## start Stored records
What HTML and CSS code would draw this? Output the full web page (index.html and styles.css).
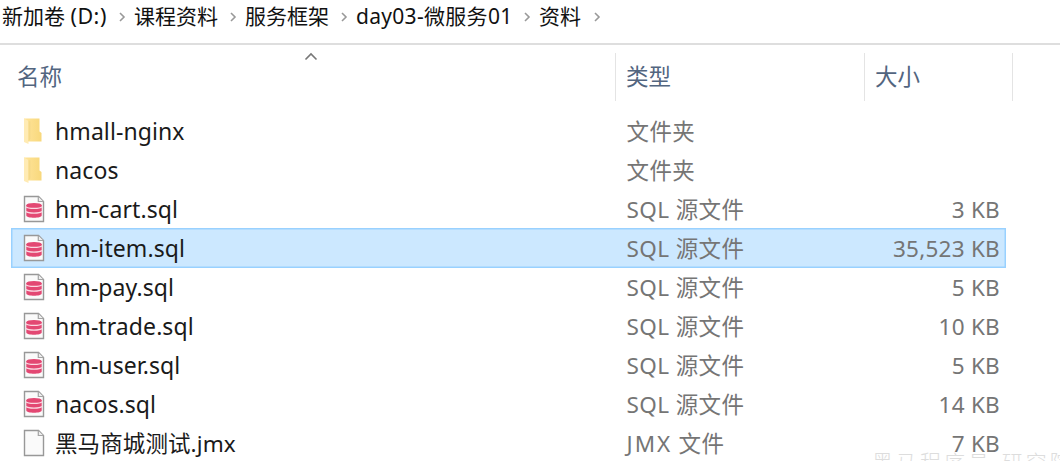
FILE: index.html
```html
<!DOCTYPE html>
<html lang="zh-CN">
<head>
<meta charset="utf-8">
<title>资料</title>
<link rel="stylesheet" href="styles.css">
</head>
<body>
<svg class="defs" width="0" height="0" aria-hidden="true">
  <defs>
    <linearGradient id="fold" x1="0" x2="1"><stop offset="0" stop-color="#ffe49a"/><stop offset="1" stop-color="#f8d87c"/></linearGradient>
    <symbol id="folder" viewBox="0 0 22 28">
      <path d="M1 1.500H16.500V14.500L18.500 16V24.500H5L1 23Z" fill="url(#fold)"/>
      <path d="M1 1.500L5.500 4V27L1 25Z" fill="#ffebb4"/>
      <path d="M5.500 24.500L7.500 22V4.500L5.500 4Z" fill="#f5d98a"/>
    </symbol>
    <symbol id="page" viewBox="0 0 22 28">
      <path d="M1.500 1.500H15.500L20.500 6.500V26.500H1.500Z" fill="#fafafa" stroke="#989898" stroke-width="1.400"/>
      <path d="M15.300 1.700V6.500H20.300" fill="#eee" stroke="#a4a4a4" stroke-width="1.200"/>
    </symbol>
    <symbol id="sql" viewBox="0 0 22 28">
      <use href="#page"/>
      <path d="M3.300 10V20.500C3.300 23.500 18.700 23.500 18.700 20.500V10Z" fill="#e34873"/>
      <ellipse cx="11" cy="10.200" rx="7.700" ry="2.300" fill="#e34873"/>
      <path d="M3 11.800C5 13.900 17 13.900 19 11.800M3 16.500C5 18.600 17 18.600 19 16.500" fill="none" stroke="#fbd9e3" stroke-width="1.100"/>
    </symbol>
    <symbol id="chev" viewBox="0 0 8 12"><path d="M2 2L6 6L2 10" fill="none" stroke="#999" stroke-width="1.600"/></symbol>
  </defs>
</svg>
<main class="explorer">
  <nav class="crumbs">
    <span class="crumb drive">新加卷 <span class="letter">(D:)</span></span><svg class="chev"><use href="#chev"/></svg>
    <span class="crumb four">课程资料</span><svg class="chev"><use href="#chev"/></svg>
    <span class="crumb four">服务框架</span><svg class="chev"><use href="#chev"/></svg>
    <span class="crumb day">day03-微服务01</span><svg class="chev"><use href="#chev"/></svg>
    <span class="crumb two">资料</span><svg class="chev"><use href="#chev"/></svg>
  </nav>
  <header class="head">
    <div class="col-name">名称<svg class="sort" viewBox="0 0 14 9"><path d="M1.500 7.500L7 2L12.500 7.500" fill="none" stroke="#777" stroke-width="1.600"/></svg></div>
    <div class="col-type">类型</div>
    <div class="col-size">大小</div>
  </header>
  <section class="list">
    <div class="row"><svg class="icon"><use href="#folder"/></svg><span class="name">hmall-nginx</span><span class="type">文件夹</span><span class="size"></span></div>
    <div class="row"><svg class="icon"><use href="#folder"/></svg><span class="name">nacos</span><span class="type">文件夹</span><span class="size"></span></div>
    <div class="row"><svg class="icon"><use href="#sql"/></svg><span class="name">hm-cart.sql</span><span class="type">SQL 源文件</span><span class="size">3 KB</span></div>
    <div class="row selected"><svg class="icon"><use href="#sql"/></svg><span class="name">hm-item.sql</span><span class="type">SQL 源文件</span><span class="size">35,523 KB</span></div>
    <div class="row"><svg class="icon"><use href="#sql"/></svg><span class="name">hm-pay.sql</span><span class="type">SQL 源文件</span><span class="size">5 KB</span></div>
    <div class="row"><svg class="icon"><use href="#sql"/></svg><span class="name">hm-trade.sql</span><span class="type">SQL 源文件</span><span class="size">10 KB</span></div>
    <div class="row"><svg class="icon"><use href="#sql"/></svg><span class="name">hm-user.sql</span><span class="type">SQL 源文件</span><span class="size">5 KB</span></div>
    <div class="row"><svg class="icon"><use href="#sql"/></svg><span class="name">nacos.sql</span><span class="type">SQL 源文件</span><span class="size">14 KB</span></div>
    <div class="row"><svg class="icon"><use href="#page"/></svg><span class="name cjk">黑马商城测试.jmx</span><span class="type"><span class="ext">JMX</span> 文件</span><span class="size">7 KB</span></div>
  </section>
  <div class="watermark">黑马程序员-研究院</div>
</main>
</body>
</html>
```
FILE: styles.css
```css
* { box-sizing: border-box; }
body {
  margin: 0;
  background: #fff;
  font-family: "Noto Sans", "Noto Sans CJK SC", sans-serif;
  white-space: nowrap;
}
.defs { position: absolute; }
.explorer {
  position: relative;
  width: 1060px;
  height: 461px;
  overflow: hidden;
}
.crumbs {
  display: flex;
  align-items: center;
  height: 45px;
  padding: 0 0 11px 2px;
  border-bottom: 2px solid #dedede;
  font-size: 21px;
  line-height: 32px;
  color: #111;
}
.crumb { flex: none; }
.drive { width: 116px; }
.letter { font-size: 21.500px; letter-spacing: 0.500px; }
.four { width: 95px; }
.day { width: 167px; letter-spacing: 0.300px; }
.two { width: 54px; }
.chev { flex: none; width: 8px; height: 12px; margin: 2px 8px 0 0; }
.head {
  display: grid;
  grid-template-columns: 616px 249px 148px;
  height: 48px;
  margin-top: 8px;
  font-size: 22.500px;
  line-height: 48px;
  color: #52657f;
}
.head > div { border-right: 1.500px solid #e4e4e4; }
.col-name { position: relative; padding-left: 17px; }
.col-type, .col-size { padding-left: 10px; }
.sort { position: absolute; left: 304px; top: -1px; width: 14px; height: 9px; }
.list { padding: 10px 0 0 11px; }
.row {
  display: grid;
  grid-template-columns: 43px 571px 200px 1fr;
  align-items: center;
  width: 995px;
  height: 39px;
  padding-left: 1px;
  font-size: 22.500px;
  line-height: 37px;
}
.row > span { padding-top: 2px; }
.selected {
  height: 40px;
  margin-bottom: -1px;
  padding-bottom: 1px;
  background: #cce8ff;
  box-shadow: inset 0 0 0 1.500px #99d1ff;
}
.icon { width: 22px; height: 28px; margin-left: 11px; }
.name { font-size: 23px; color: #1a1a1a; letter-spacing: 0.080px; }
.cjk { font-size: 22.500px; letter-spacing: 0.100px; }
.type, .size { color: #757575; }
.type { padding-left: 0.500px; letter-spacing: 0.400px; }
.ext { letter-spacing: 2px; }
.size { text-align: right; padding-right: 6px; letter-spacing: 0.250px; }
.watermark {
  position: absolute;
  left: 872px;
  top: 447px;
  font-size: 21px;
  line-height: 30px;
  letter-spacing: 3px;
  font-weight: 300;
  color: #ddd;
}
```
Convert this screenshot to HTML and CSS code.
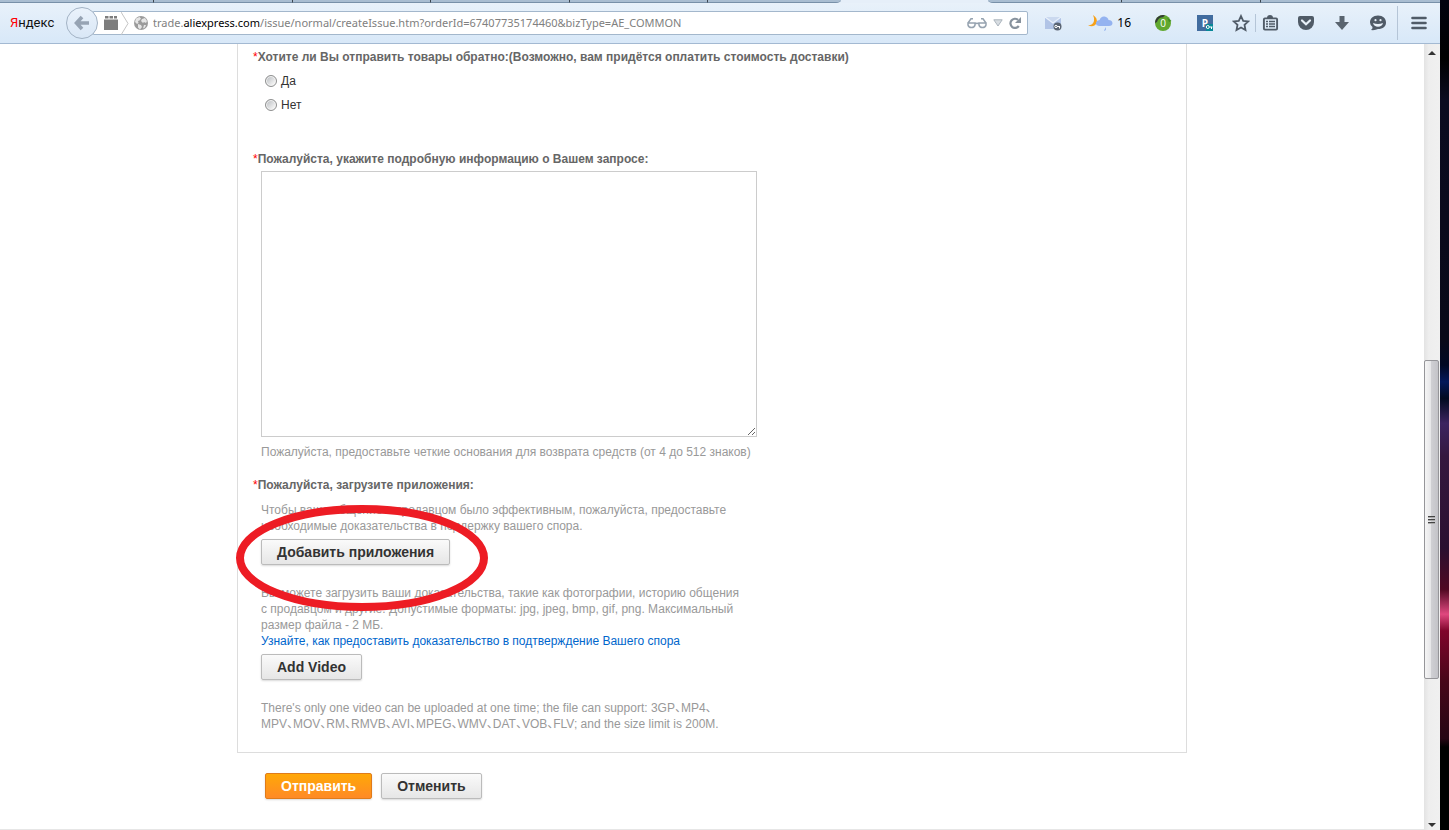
## end Stored records
_What you are asked to do_
Provide solely the number of lines in the data that include the word "code".

_Result_
2